The story of Job is how a man pits his own notion of God’s justice, his own image of God, against God’s power, and finds himself utterly routed, brought to his knees, by a vision of a creative process beyond his understanding.

Jonah is the story of a pious Israelite who pits his own image of God’s exclusive love of Israel against God’s command to go to a foreign city, and finds himself utterly routed, by God’s perverse humour which has him swallowed by a whale before doing what he is told. Even  when he has done his duty with a bad grace, God laughs at his sulking.

A selfie I took today
A selfie I took today

Jesus, whom Christian believers see as the true image of God, also told stories which offered people new images of God. The most famous of these depicts God as an indulgent parent who unwisely lets one of his sons have his inheritance and independence early, enabling him to go off and make a mess of his life. When he eventually returns the daft old man is waiting for him and welcomes him back so enthusiastically that he insults his other son who has served him well. But when he is made to face his own folly, the father excuses his crazy love by saying it’s as if his son has come back from the dead.
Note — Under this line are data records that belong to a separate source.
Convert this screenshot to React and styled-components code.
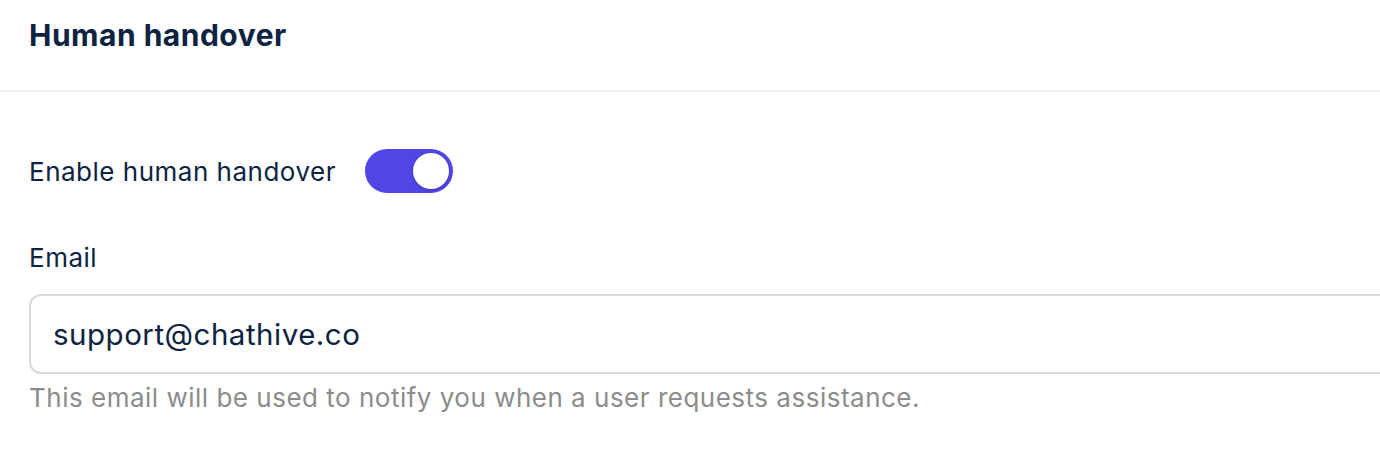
import React, { useState } from "react";
import styled, { createGlobalStyle } from "styled-components";

const Global = createGlobalStyle`
  html, body { margin: 0; padding: 0; background: #ffffff; }
  body { font-family: Inter, "Noto Sans", sans-serif; color: #0c2342; }
  * { box-sizing: border-box; }
`;

const Page = styled.div`
  width: 1380px;
  height: 456px;
  overflow: hidden;
  background: #fff;
`;

const Header = styled.div`
  height: 92px;
  display: flex;
  align-items: center;
  padding: 0 0 20px 29px;
  border-bottom: 2px solid #efefef;
`;

const Title = styled.h1`
  margin: 0;
  font-size: 30px;
  font-weight: 700;
  color: #0c2342;
  letter-spacing: 0.5px;
`;

const Body = styled.div`
  padding: 57px 0 0 29px;
  display: flex;
  flex-direction: column;
`;

const ToggleRow = styled.div`
  display: flex;
  align-items: center;
  gap: 29px;
  height: 44px;
`;

const Label = styled.span`
  font-size: 26px;
  letter-spacing: 0.5px;
  color: #0c2342;
`;

const Switch = styled.button`
  width: 88px;
  height: 44px;
  border-radius: 22px;
  border: none;
  padding: 4px;
  background: ${(p) => (p.$on ? "#5046e6" : "#d5d5dc")};
  display: flex;
  justify-content: ${(p) => (p.$on ? "flex-end" : "flex-start")};
  cursor: pointer;
`;

const Knob = styled.span`
  width: 36px;
  height: 36px;
  border-radius: 50%;
  background: #fff;
  box-shadow: 0 1px 3px rgba(0, 0, 0, 0.25);
`;

const Field = styled.div`
  margin-top: 50px;
  display: flex;
  flex-direction: column;
`;

const FieldLabel = styled.label`
  font-size: 26px;
  letter-spacing: 0.5px;
  color: #0c2342;
  line-height: 30px;
`;

const Input = styled.input`
  margin-top: 21px;
  width: 1400px;
  height: 80px;
  border: 2px solid #dadada;
  border-radius: 12px;
  padding: 0 22px;
  font-family: inherit;
  font-size: 29.5px;
  letter-spacing: 0.5px;
  color: #0c2342;
  outline: none;
  background: #fff;
`;

const Help = styled.p`
  margin: 8px 0 0;
  font-size: 26px;
  letter-spacing: 0.5px;
  color: #8c8c8c;
  line-height: 32px;
`;

export default function App() {
  const [on, setOn] = useState(true);
  return (
    <Page>
      <Global />
      <Header>
        <Title>Human handover</Title>
      </Header>
      <Body>
        <ToggleRow>
          <Label>Enable human handover</Label>
          <Switch $on={on} onClick={() => setOn(!on)} aria-pressed={on}>
            <Knob />
          </Switch>
        </ToggleRow>
        <Field>
          <FieldLabel htmlFor="email">Email</FieldLabel>
          <Input id="email" defaultValue="support@chathive.co" />
          <Help>This email will be used to notify you when a user requests assistance.</Help>
        </Field>
      </Body>
    </Page>
  );
}
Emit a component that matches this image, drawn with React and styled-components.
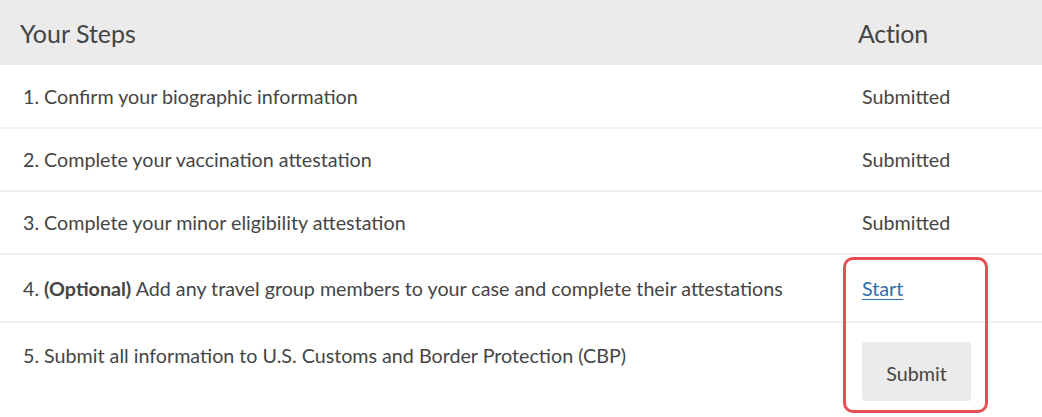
import React from "react";
import styled, { createGlobalStyle } from "styled-components";

const Global = createGlobalStyle`
  html, body { margin: 0; padding: 0; background: #fff; }
  body { font-family: "Lato", "Noto Sans", sans-serif; color: #454545; }
`;

const Table = styled.div`
  position: relative;
  width: 1042px;
`;

const HeaderRow = styled.div`
  display: grid;
  grid-template-columns: 1fr 184px;
  align-items: center;
  height: 65px;
  background: #ebebeb;
  font-size: 25px;
  color: #454545;
`;

const HeadCell = styled.div`
  padding-left: ${(p) => p.$pl}px;
  letter-spacing: ${(p) => p.$ls || 0}px;
`;

const Row = styled.div`
  display: grid;
  grid-template-columns: 1fr 184px;
  align-items: ${(p) => (p.$top ? "start" : "center")};
  height: ${(p) => p.$h}px;
  border-bottom: ${(p) => (p.$last ? "none" : "2px solid #efefef")};
  box-sizing: border-box;
  font-size: 19.7px;
  padding-top: ${(p) => p.$pt || 0}px;
`;

const StepCell = styled.div`
  padding-left: 23px;
`;

const ActionCell = styled.div`
  padding-left: 4px;
`;

const Link = styled.a`
  color: #2f6ea8;
  text-decoration: underline;
  text-underline-offset: 3px;
`;

const Button = styled.button`
  font-family: inherit;
  font-size: 19.7px;
  color: #454545;
  background: #ebebeb;
  border: none;
  border-radius: 3px;
  width: 109px;
  height: 59px;
  margin-top: -2px;
  padding: 3px 0 0;
`;

const Highlight = styled.div`
  position: absolute;
  left: 843px;
  top: 257px;
  width: 145px;
  height: 156px;
  box-sizing: border-box;
  border: 3px solid #ea4c53;
  border-radius: 10px;
  pointer-events: none;
`;

const steps = [
  { text: "1. Confirm your biographic information", action: "Submitted", h: 64 },
  { text: "2. Complete your vaccination attestation", action: "Submitted", h: 63 },
  { text: "3. Complete your minor eligibility attestation", action: "Submitted", h: 63 },
];

export default function App() {
  return (
    <>
      <Global />
      <Table>
        <HeaderRow>
          <HeadCell $pl={20}>Your Steps</HeadCell>
          <HeadCell $pl={0} $ls={-0.3}>Action</HeadCell>
        </HeaderRow>
        {steps.map((s) => (
          <Row key={s.text} $h={s.h}>
            <StepCell>{s.text}</StepCell>
            <ActionCell>{s.action}</ActionCell>
          </Row>
        ))}
        <Row $h={68}>
          <StepCell>
            4. <b>(Optional)</b> Add any travel group members to your case and complete their attestations
          </StepCell>
          <ActionCell>
            <Link href="#">Start</Link>
          </ActionCell>
        </Row>
        <Row $h={94} $top $pt={21} $last>
          <StepCell>5. Submit all information to U.S. Customs and Border Protection (CBP)</StepCell>
          <ActionCell>
            <Button>Submit</Button>
          </ActionCell>
        </Row>
        <Highlight />
      </Table>
    </>
  );
}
Yes, that’s Jesus unflattering, almost blasphemous picture of God’s love for humanity, and we can only take it seriously because he, the righteous son, made his life an offering on behalf of all the unrighteous ones. The story of his life becomes for believers the true image of God. Does that mean that no other images of God have anything to add? Far from it. The story of Jesus is a shining image that enables us to see in other religions , philosophies and people, aspects of God we could not have known otherwise.